Implementation of Tariffs
The timeline of tariffs rolled out in phases throughout 2025. Starting with 25% tariffs on goods from Canada and Mexico, the administration quickly introduced several levies, including a universal 10% tariff on all imported goods by April. This approach, labeled “Liberation Day,” was aimed at establishing a sense of fairness in trade dealings, effectively altering how countries view their economic ties with the U.S.
However, the legality of these tariffs is under scrutiny. Some court decisions deemed parts of the IEEPA-based tariffs illegal, yet these actions have been paused pending appeal, raising questions about the reach of executive authority in trade matters. The Supreme Court’s forthcoming arguments may offer clarity, but uncertainty still hangs heavily over these decisions.
Impact Analysis: Trade Balance, Inflation, and Growth
With initial predictions suggesting a surge in inflation due to tariffs, the actual data tells a nuanced story. By mid-2025, consumer inflation stabilized after earlier peaks, partially attributed to domestic supply chain adjustments and lower import volumes. According to Bessent, the policies have shifted how wealth circulates, aiming to bring jobs back to U.S. shores.
On the trade side, a notable decline in the trade deficit—a drop exceeding 10%—illustrates the tariffs’ immediate effectiveness, despite any retaliatory measures imposed by foreign nations. Economists are optimistic, with increased domestic production reported in key industries bolstered by this aggressive stance.
Growth figures for real GDP reflect an upward trajectory with an expected increase of 2.3% for 2025, slightly surpassing earlier forecasts. Business investment was on the rise, though much of that gain is more likely linked to infrastructure projects rather than solely attributable to shifts in trade policy.
Assessing Winners and Losers
The landscape of winners and losers painted by the tariff policy reveals stark disparities. While revenues swelled and some domestic sectors thrived, industries reliant on imports—like retail and automotive—struggled to cope with escalating costs and supply chain disruptions. Alarmingly, bankruptcy rates surged among smaller manufacturers, highlighting the uneven burden of these tariffs.
Large multinational companies have mounted significant legal challenges against these tariffs, seeking adjustments or exemptions from the implications of heavy tariffs. These maneuvers reflect the complex push-and-pull between maintaining domestic production advantages and appeasing powerful corporate interests.

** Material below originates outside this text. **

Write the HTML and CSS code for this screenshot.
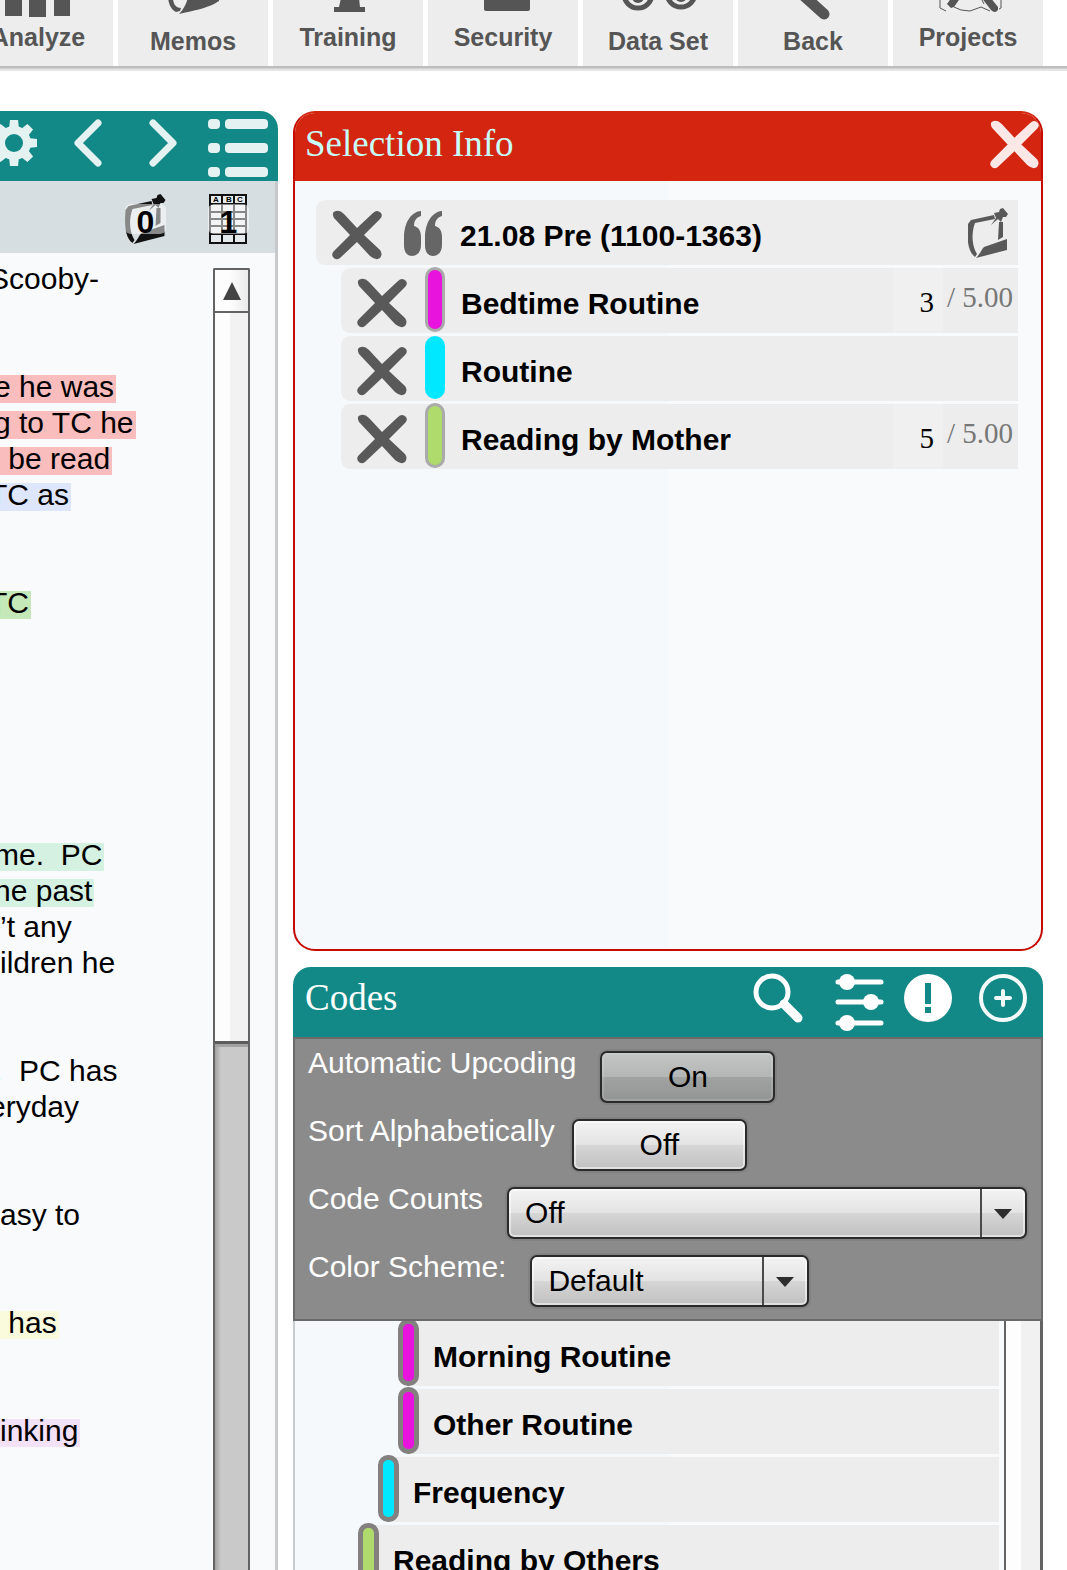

Internationally, foreign governments have retaliated, slapping new tariffs on American agriculture and other exports, which has widened the gap in diplomatic relations. European officials have criticized the tariffs as “economic warfare,” demonstrating the friction arising from these trade strategies.
Legal Implications and Future Projections
Looking forward, tariffs are projected to remain a significant revenue source, potentially leading to $2.2 trillion over the next decade if the current framework stays intact. This prospect could reinvigorate discussions on the balance between tariff-based revenue and traditional tax systems, giving rise to debates in Congress.
Nevertheless, the legal landscape is murky. Persistent judicial challenges could redefine executive powers regarding trade. Critics suggest that justifications related to national security are weak, stirring up anticipation for a landmark Supreme Court ruling that may alter the current trajectory.
Trump’s administration stands firm, insisting, “The old consensus is dead.” This strong stance emphasizes a commitment to prioritizing American interests and labor. As the administration sets sights on 2026, it predicts continued growth in tariff revenues, though the sustainability of this approach amid potential legal hurdles remains to be seen.
In summary, Trump’s tariff strategy has become a key chapter in economic policy, demonstrating that tariffs can indeed generate significant revenue against conventional wisdom. However, the ultimate success of this strategy will hinge on navigating complex legal terrain and maintaining international relations. The next few years promise to be pivotal in determining the lasting impact of these policies on the U.S. economy.